We kept tabs of all the off-screen action in real-time on our live blog last night. And now as the potato chip dust settles, here are our picks for winners and losers of Super Bowl 50.

1. Doritos
Sure, its first ad, horrifyingly, featured an unborn baby forcing itself out of the womb, ‘Alien’-style, to grab Dad’s chips. But Doritos was the very model of a modern social media brand throughout the game, tweeting the craziest bits of its commercial throughout and replying to plenty of fans. Before the game even began, they tagged the sky, hiring pilots to skywrite “Super Bold” and draw chip-shaped triangles. According to Amobee, Doritos was the second-best-performing brand on Twitter, with 238,770 tweets mentioning it. On Facebook, it also made a splash, with over 28,000 likes and comments and 350,000 video views during the game on one post alone.

2.  T-Mobile
T-Mobile CEO and defensive back John Legere went on a tweetstorm, comparing his carrier’s speeds inside Levi’s stadium with Verizon’s. Verizon had spent about $70 million fixing up the network in the Bay Area ahead of the game, which made T-Mobile’s allegedly superior performance all the more awkward.

Whether accurate or not, he kept trolling his competitors throughout the game, effectively owning the dialogue on social media. Oh, and that Drake ad didn’t hurt either.

3. Budweiser That Broncos quarterback Peyton Manning planned to go home and drink Budweiser after winning the Super Bowl may have been the most startling brand revelation of Sunday. When Manning was being interviewed after the game by CBS’ Tracy Wolfson, he said he was going to celebrate by kissing his wife and drinking a “a lot of Budweiser.” And then — he said it again, on the stage this time. Analysts say those mentions were worth close to $3 million in free advertising. And Bud says it didn’t even pay for it.

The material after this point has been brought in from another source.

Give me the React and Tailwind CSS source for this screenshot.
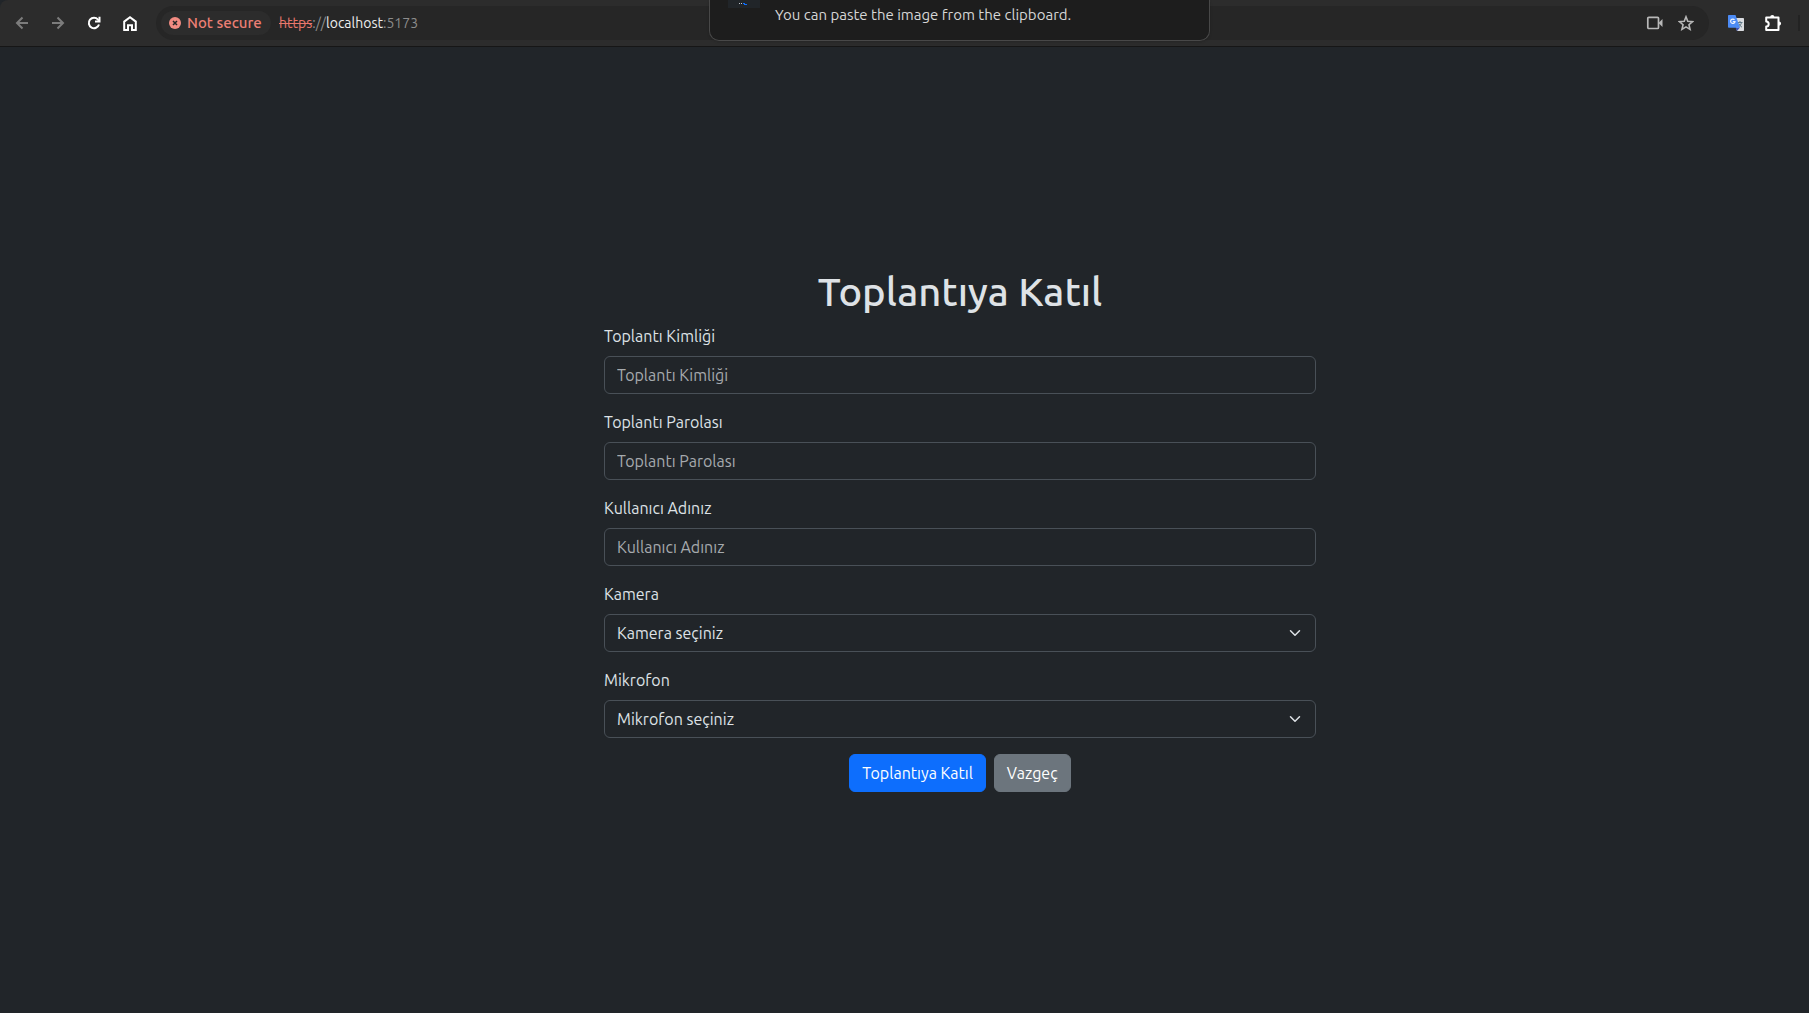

(Manning has casually dropped mentions of Bud before during press conferences and the like — possibly because he has a stake in two Anheuser-Busch distributors in Lousiana.)

4. Esurance
Esurance has a tried-and-true game day formula: They run sweepstakes during and after the game every year on Twitter for the chance to win $1 million. It’s not creative, but it’s a good formula and ensures them maximum exposure: According to data from Amobee, Esurance had over 835,000 tweets — the most of any brand — in the four quarters of the game. That’s huge, considering Doritos, which had second-most, had just over 238,000.

5. Twitter
Twitter is dead; long live Twitter. A scant 48 hours after “RIP Twitter” trended on, you guessed it, Twitter, it was clear that for large scale live events, nothing beats the social platform. Facebook barely registered any brand voices — while plenty of brands did see video views come in from there, most of the digital activity was centered in and around Twitter and its live streaming site, Periscope.

Losers

1. Red Lobster
The brand dug its own grave pretty early on. When halftime performer Beyoncé calls you out in a racy lyric in her new song, you react — and fast. (We can’t print the whole lyric here, but the essence of it is that when Beyoncé receives carnal pleasure from her significant other, she treats him to a meal at the seafood chain.) But even as fans waited for the brand to say something about being included in her new single “Formation,” Red Lobster took eight hours to respond — and when it did, it was pretty awful.  

2. Avocados from Mexico 
Avocados from Mexico, a second-time Super Bowl advertiser, went all out with a war room. Its near-incessant tweeting to every brand out there just came off as thirsty.

3. Adam Bain
Twitter may have won, but its COO, Bain, didn’t. Bain spent the game tweeting constantly about how great Twitter was (we believe you!) and how terrible Facebook was. We appreciate the need to be a company man, but slow your roll.

4. Brand-on-brand action
Brands tweeting at other brands used to be cute because it was rare: Only once in a while did you see tantalizing smacktalk between competitors or a bit of flirtation between completely unrelated companies. But this year, it reached new levels. Some brands like Wix spent the entire four-odd hours tweeting at other companies. We’re calling this trend dead.